There was truth to Goodman's complaint. CIT did run into its own liquidity issues. However, it's generally regarded that Mervyns' longstanding operational and financial issues were what drove it into bankruptcy. Late last week there were multiple reports it would decide to liquidate instead of attempt reorganization. CIT is currently in a quiet period and declined to be interviewed for this article.
Tightening credit is largely tied to the challenged economy and, certainly the subprime meltdown.
"I think this recession is pretty interesting," offered Jeff Hollander, ceo of Hollander Home Fashions. "We have the housing market and the biggest meltdown we've had at least since you and I have been alive. What's really interesting to me, is that in the '90s and the early part of 2000s — maybe through 9/11 — the U.S. economy was the world's engine. Now you see the American economy stagnating, basically."
It is clearly a spiral with credit underwriting requirements becoming drastically tougher and the resulting cash even scarcer.

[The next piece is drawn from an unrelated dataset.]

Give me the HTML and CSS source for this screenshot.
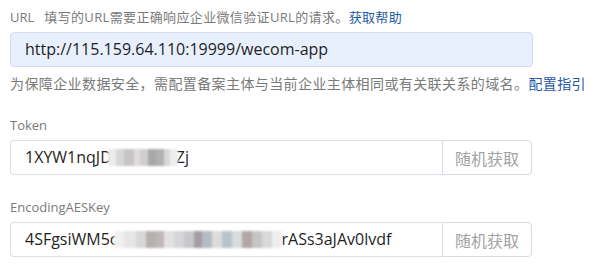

"Lines of credit have become very difficult to get," offered Trevor Rabkin of GTT International. "There's been a tremendous tightening up of cash all the way around, from the front side of the purchasing to the back side of the receivables. Under normal circumstances you would try to put pressure on your own vendors for additional terms, but you can't even do that anymore. A lot of people have been going to P.O. funding."
P.O., or purchase order funding, is a more creative source of financing where a supplier may approach a lender with an order from a major retailer to get front end cash, so as to go into production. The purchase order itself would win half the amount straight up; another 30% would commonly be paid on shipping, Rabkin explained.
But even that is not as readily obtainable anymore.
"When we look at the banks, clearly the credit markets are frozen; they are not lending right now, the rates have gone through the roof, especially when you look at LIBOR [the London Inter-Bank Overnight Rate], so the cost of capital is really rising," said Andrej Suskavcevic, president of the Commercial Finance Association. "When is comes to the entrepreneurial lenders that aren't regulated, all the deal flow that the banks are rejecting or ignoring right now is flowing down to the middle market."
"But not knowing where the economy is going, they're being selective," Suskavcevic said. "Quite naturally, they're being as risk-averse as possible and really looking to lend to companies that have some solid collateral to lend against, that seem to be a little bit better managed."
Underwriting and collateral requirements have also changed in some cases.
"They're also taking into consideration consumer confidence and the lack of buying by consumers for these items," Suskavcevic added. "They're looking at it as: If the loan goes sideways and I have to liquidate, do I have a market to liquidate this at. So they're constantly risk adjusting."
But that risk is already flowing backward, as supplier companies determine to assume it more directly, said Sy Sadinoff, ceo of Beacon Looms.